**STORED ROWS:**

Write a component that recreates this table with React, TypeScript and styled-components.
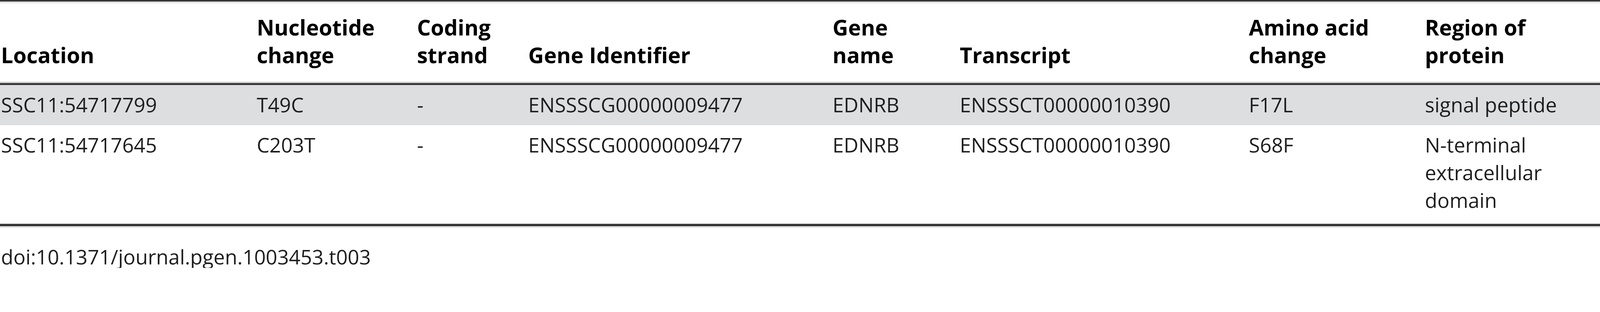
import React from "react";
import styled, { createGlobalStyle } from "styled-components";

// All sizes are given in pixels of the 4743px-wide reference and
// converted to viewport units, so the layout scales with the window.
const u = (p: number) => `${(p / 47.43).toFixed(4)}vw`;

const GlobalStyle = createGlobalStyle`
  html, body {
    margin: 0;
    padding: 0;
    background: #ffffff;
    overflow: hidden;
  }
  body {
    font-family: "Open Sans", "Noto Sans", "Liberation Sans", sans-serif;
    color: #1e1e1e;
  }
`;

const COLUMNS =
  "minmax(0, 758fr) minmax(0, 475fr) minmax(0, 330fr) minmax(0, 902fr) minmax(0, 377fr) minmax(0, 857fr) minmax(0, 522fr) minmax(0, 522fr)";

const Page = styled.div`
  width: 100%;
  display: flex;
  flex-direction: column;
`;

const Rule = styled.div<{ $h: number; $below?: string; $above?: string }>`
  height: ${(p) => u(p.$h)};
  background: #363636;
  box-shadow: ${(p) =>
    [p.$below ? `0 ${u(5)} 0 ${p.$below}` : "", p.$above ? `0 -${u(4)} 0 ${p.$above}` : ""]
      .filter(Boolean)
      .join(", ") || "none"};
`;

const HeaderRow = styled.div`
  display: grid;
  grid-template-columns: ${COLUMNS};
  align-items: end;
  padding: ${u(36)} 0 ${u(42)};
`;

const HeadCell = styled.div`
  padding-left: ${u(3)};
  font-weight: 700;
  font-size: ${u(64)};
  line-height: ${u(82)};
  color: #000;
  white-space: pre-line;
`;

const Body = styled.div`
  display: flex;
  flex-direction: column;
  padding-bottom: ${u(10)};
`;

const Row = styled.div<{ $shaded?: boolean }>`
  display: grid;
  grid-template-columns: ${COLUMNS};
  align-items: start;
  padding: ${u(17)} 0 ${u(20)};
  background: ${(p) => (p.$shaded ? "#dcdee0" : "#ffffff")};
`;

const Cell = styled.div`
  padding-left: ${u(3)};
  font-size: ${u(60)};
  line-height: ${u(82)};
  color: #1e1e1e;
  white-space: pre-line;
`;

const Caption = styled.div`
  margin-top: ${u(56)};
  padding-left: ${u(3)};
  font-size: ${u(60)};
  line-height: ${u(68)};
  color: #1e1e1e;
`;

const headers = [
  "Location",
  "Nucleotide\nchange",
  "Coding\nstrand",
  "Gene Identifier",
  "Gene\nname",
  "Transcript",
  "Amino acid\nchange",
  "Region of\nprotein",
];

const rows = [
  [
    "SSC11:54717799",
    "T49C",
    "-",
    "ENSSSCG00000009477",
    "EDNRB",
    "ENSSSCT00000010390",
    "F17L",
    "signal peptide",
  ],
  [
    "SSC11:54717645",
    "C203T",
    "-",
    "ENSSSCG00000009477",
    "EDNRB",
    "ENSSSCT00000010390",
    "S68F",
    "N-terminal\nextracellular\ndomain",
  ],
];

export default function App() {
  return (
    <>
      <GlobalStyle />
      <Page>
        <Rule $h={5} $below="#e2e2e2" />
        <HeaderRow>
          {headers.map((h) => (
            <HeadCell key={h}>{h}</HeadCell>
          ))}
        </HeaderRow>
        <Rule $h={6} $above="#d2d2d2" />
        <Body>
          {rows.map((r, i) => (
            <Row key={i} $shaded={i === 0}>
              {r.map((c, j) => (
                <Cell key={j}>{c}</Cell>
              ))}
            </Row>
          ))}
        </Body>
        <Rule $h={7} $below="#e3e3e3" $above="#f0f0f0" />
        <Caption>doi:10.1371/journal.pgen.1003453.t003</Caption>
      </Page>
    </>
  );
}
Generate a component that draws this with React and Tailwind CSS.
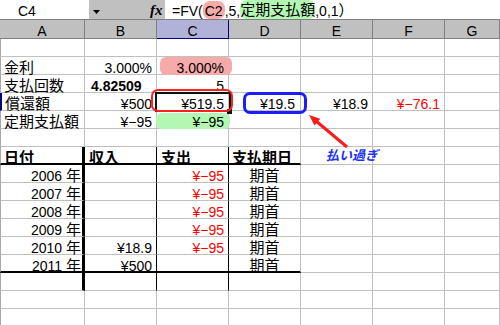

**SET EXERCISE:**
Determine how many lines of the listing above include the word "with", and report that number only.

**ANSWER BELOW:**
3